Corporate Strategy, Marketing

 

Confronting Low-End Competition

By Don Potter

July 15, 2004

When faced with a discount competitor, companies should be aware of their options and select the response that is most likely to restore market calm in the least disruptive way.

A low-end competitor is like a shark. It can appear unexpectedly from below, churning the waters by offering big savings to customers, taking a bite out of comfortable profits and disrupting established ways of doing business. And it can leave a wake of destruction: devastated industry leaders, flattened profits and disgruntled customers.

No company is immune to such an attack, and most managers will face at least one — and possibly many — during their careers. If there is a defense, it lies in knowledge: knowing what form the attack is likely to take and under what conditions. More importantly, managers should be aware of their different options, including the response that is most likely to restore market calm in the least disruptive way.
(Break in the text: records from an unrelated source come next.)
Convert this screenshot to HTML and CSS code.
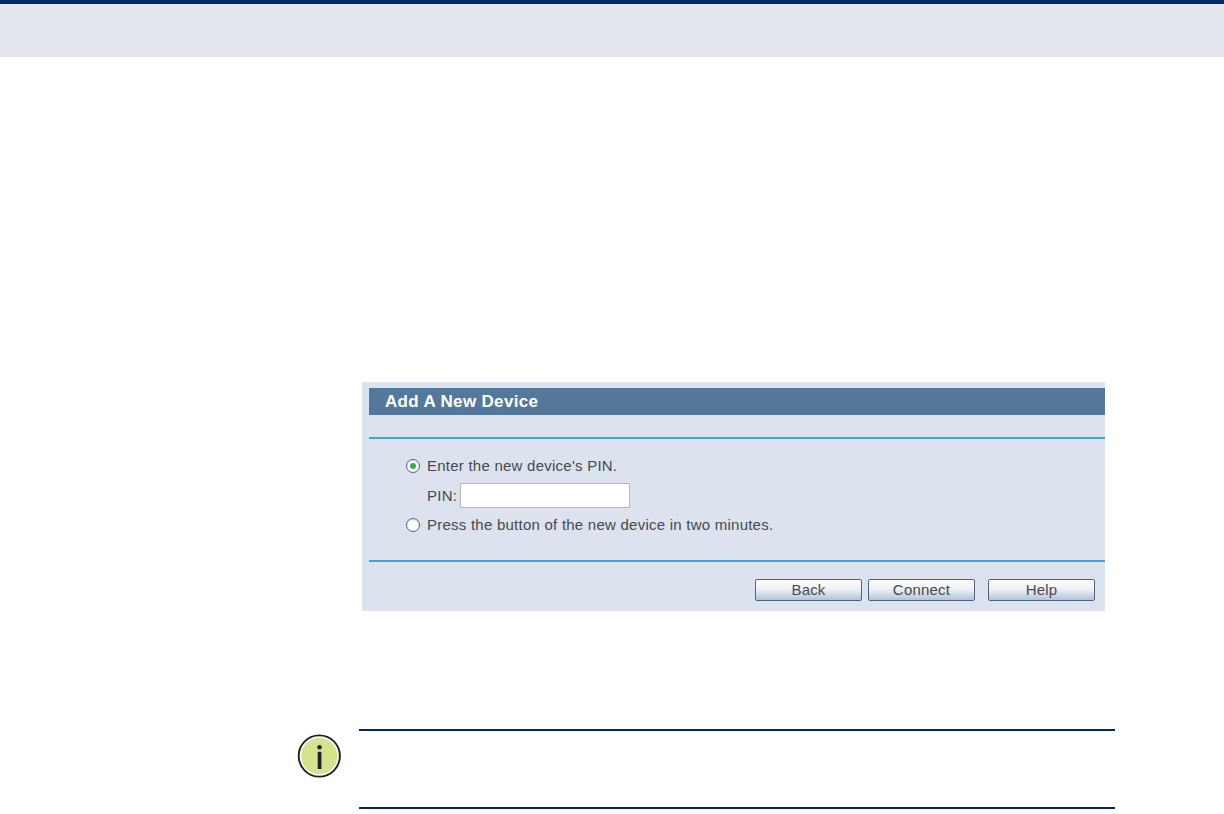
FILE: index.html
```html
<!DOCTYPE html>
<html lang="en">
<head>
<meta charset="utf-8">
<title>Add A New Device</title>
<link rel="stylesheet" href="styles.css">
</head>
<body>
<header class="band"></header>
<main class="content">
  <section class="panel">
    <h2 class="panel-title">Add A New Device</h2>
    <div class="rule rule-top"></div>
    <div class="options">
      <div class="row"><span class="radio radio-on"></span><span>Enter the new device's PIN.</span></div>
      <div class="row row-pin"><span>PIN:</span><span class="pin-input"></span></div>
      <div class="row"><span class="radio"></span><span>Press the button of the new device in two minutes.</span></div>
    </div>
    <div class="rule rule-bottom"></div>
    <div class="buttons">
      <button class="btn" type="button">Back</button>
      <button class="btn" type="button">Connect</button>
      <button class="btn btn-help" type="button">Help</button>
    </div>
  </section>
  <section class="note">
    <svg class="note-icon" width="46" height="46" viewBox="0 0 46 46" aria-hidden="true">
      <circle cx="23.3" cy="23" r="20.6" fill="#fff" stroke="#231f20" stroke-width="1.9"/>
      <circle cx="23.3" cy="23" r="18.2" fill="#d5e38f"/>
      <circle cx="23.5" cy="14.3" r="2.2" fill="#231f20"/>
      <rect x="21.7" y="18.8" width="3.7" height="17.2" fill="#231f20"/>
    </svg>
    <div class="note-body"></div>
  </section>
</main>
</body>
</html>
```
FILE: styles.css
```css
* { box-sizing: border-box; }
html, body { margin: 0; padding: 0; }
body {
  width: 1224px;
  height: 814px;
  overflow: hidden;
  background: #fff;
  font-family: "Liberation Sans", Arial, sans-serif;
}
.band {
  height: 57px;
  background: #e4e7f0;
  border-top: 4px solid #00266a;
}
.content {
  display: flex;
  flex-direction: column;
  padding: 325px 0 0 296px;
}
.panel {
  width: 743px;
  height: 229px;
  margin-left: 66px;
  padding: 6px 0 0 7px;
  background: #dde3ee;
  color: #46494d;
  font-size: 15px;
}
.panel-title {
  margin: 0;
  height: 27px;
  padding-left: 16px;
  background: #54789b;
  color: #fff;
  font-size: 17px;
  font-weight: bold;
  letter-spacing: 0.33px;
  line-height: 27px;
}
.rule {
  height: 2px;
  background: #3fa5d6;
}
.rule-top { margin-top: 22px; }
.rule-bottom { margin-top: 17px; }
.options {
  display: flex;
  flex-direction: column;
  padding: 12px 0 0 37px;
  height: 104px;
}
.row {
  display: flex;
  align-items: center;
  gap: 7px;
  height: 29.5px;
  flex: none;
  letter-spacing: 0.24px;
}
.row-pin { padding-left: 21px; gap: 3px; }
.radio {
  width: 14px;
  height: 14px;
  border-radius: 50%;
  border: 1px solid #51667f;
  background: radial-gradient(circle at 50% 60%, #fff 40%, #d6dae2 100%);
  display: flex;
  align-items: center;
  justify-content: center;
}
.radio-on::after {
  content: "";
  width: 6px;
  height: 6px;
  border-radius: 50%;
  background: #3fa84e;
}
.pin-input {
  width: 170px;
  height: 25px;
  background: #fff;
  border: 1px solid #b4b8bc;
}
.buttons {
  display: flex;
  justify-content: flex-end;
  gap: 6px;
  padding: 17px 10px 0 0;
}
.btn {
  width: 107px;
  height: 22px;
  padding: 0 0 2px;
  border: 1px solid #4c6480;
  border-radius: 2px;
  background: linear-gradient(#fdfdfe 0%, #eef1f6 45%, #b4c2d8 100%);
  color: #46494d;
  font-family: inherit;
  font-size: 15px;
  letter-spacing: 0.2px;
}
.btn-help { margin-left: 7px; }
.note {
  display: flex;
  margin-top: 118px;
  height: 80px;
}
.note-icon {
  flex: none;
  width: 46px;
  height: 46px;
  margin: 4px 17px 0 0;
}
.note-body {
  width: 756px;
  height: 80px;
  border-top: 2px solid #00266a;
  border-bottom: 2px solid #00266a;
}
```
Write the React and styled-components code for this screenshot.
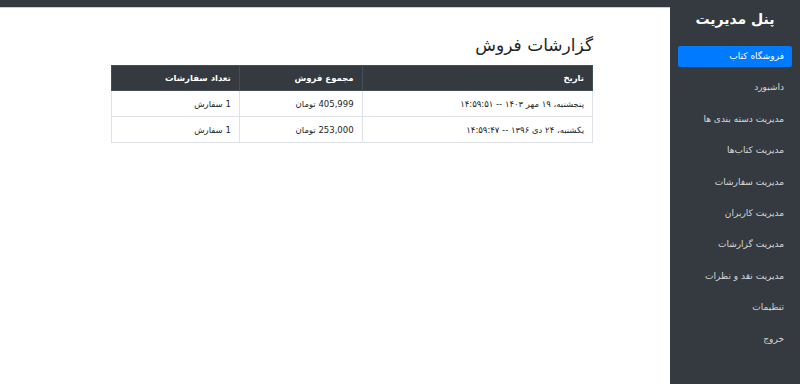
import React from "react";
import styled, { createGlobalStyle } from "styled-components";

const Global = createGlobalStyle`
  html, body { margin: 0; padding: 0; background: #fff; }
  body { font-family: "DejaVu Sans", "Noto Sans", sans-serif; }
  * { box-sizing: border-box; }
`;

const Layout = styled.div`
  direction: rtl;
  display: flex;
  width: 800px;
  height: 384px;
  overflow: hidden;
`;

const Sidebar = styled.aside`
  width: 130px;
  flex-shrink: 0;
  background: #343a40;
  padding: 8px 8px 0 8px;
  display: flex;
  flex-direction: column;
`;

const Brand = styled.h2`
  margin: 0 0 12px 0;
  height: 26px;
  line-height: 22px;
  text-align: center;
  color: #fff;
  font-size: 14px;
  font-weight: bold;
`;

const Nav = styled.nav`
  display: flex;
  flex-direction: column;
  gap: 10.4px;
`;

const NavItem = styled.a`
  display: block;
  height: 21px;
  line-height: 21px;
  padding: 0 8px;
  font-size: 9px;
  border-radius: 2px;
  text-decoration: none;
  color: ${(p) => (p.$active ? "#fff" : "rgba(255,255,255,0.8)")};
  background: ${(p) => (p.$active ? "#007bff" : "transparent")};
`;

const Main = styled.main`
  flex: 1;
  display: flex;
  flex-direction: column;
`;

const TopBar = styled.div`
  height: 8px;
  background: #343a40;
  border-bottom: 1px solid #c9ced3;
`;

const Content = styled.div`
  padding: 25px 77px 0 0;
`;

const Title = styled.h1`
  margin: 0 0 7px 0;
  font-size: 17px;
  font-weight: 500;
  color: #212529;
  line-height: 25px;
`;

const Table = styled.table`
  width: 482px;
  border-collapse: collapse;
  font-size: 8.5px;
  color: #212529;
`;

const Th = styled.th`
  background: #343a40;
  color: #fff;
  font-weight: bold;
  text-align: right;
  height: 25px;
  padding: 0 8px;
  border: 1px solid #454d55;
  width: ${(p) => p.$w}px;
`;

const Td = styled.td`
  text-align: right;
  height: 26px;
  padding: 0 8px;
  border: 1px solid #dee2e6;
`;

const navItems = [
  "فروشگاه کتاب",
  "داشبورد",
  "مدیریت دسته بندی ها",
  "مدیریت کتاب‌ها",
  "مدیریت سفارشات",
  "مدیریت کاربران",
  "مدیریت گزارشات",
  "مدیریت نقد و نظرات",
  "تنظیمات",
  "خروج",
];

const rows = [
  ["پنجشنبه، ۱۹ مهر ۱۴۰۳ -- ۱۴:۵۹:۵۱", "405,999 تومان", "1 سفارش"],
  ["یکشنبه، ۲۴ دی ۱۳۹۶ -- ۱۴:۵۹:۴۷", "253,000 تومان", "1 سفارش"],
];

export default function App() {
  return (
    <>
      <Global />
      <Layout>
        <Sidebar>
          <Brand>پنل مدیریت</Brand>
          <Nav>
            {navItems.map((t, i) => (
              <NavItem key={t} $active={i === 0} href="#">
                {t}
              </NavItem>
            ))}
          </Nav>
        </Sidebar>
        <Main>
          <TopBar />
          <Content>
            <Title>گزارشات فروش</Title>
            <Table>
              <thead>
                <tr>
                  <Th $w={231}>تاریخ</Th>
                  <Th $w={123}>مجموع فروش</Th>
                  <Th $w={128}>تعداد سفارشات</Th>
                </tr>
              </thead>
              <tbody>
                {rows.map((r) => (
                  <tr key={r[0]}>
                    {r.map((c, j) => (
                      <Td key={j}>{c}</Td>
                    ))}
                  </tr>
                ))}
              </tbody>
            </Table>
          </Content>
        </Main>
      </Layout>
    </>
  );
}
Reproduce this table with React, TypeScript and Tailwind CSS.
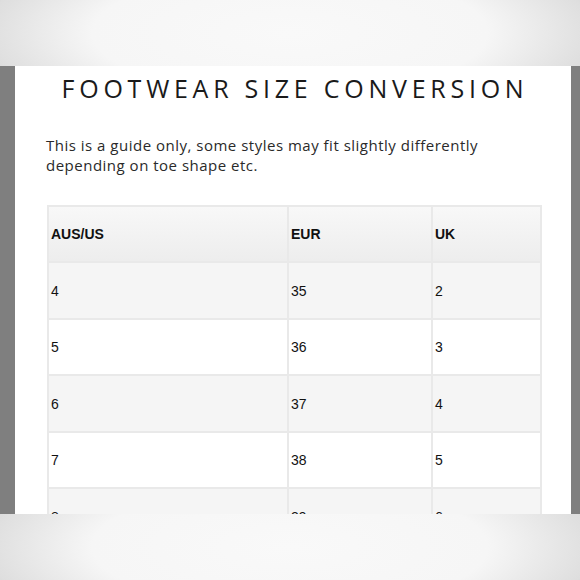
import React from "react";

const rows: [string, string, string][] = [
  ["4", "35", "2"],
  ["5", "36", "3"],
  ["6", "37", "4"],
  ["7", "38", "5"],
  ["8", "39", "6"],
];

function Band() {
  return (
    <div
      className="h-[66px] w-full shrink-0"
      style={{
        background:
          "radial-gradient(ellipse 62% 170% at 50% 50%, #f9f9f9 0%, #f6f6f6 55%, #dedede 85%, #b8b8b8 100%)",
      }}
    />
  );
}

export default function App() {
  return (
    <div className="w-[580px] h-[580px] overflow-hidden flex flex-col bg-white">
      <Band />
      <div className="h-[448px] flex overflow-hidden shrink-0">
        <div className="w-[15px] bg-[#7f7f7f] shrink-0" />
        <div className="flex-1 bg-white flex flex-col overflow-hidden">
          <h1
            className="mt-[7px] pl-[4px] text-center text-[25px] leading-[30px] tracking-[0.19em] text-[#1a1a1a] font-normal"
            style={{ fontFamily: "'Open Sans', 'Noto Sans', sans-serif" }}
          >
            FOOTWEAR SIZE CONVERSION
          </h1>
          <p
            className="mt-[32px] pl-[31px] text-[15px] leading-[20px] tracking-[0.5px] text-[#2a2a2a]"
            style={{ fontFamily: "'Open Sans', 'Noto Sans', sans-serif" }}
          >
            This is a guide only, some styles may fit slightly differently
            <br />
            depending on toe shape etc.
          </p>
          <div className="mt-[30px] ml-[32px] flex">
            <div
              className="grid grid-cols-[238px_142px_107px] gap-[2px] p-[2px] bg-[#e9e9e9] text-[14px] text-[#111]"
              style={{ fontFamily: "'Liberation Sans', Arial, sans-serif" }}
            >
              {["AUS/US", "EUR", "UK"].map((h) => (
                <div
                  key={h}
                  className="h-[54px] flex items-center pl-[2px] font-bold bg-gradient-to-b from-[#f8f8f8] to-[#ededed]"
                >
                  {h}
                </div>
              ))}
              {rows.map((r, i) =>
                r.map((c, j) => (
                  <div
                    key={`${i}-${j}`}
                    className={`h-[54.5px] flex items-center pl-[2px] pt-[2px] ${
                      i % 2 === 0 ? "bg-[#f5f5f5]" : "bg-white"
                    }`}
                  >
                    {c}
                  </div>
                ))
              )}
            </div>
          </div>
        </div>
        <div className="w-[9px] bg-[#7f7f7f] shrink-0" />
      </div>
      <Band />
    </div>
  );
}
The Dynamics of a Low-End Attack

Every industry has one or more standard leaders: large competitors that set the benchmarks for performance and price. General Motors fills this role in the automotive industry, Hewlett-Packard in personal computers and Kellogg in breakfast cereals. Typically, a standard leader sells a mix of products that roughly mirrors that of the overall industry, and its price points are followed by other companies to within a narrow range. Together, the standard leaders of a market control a large chunk of the action: usually from 35% to 80% of total industry sales.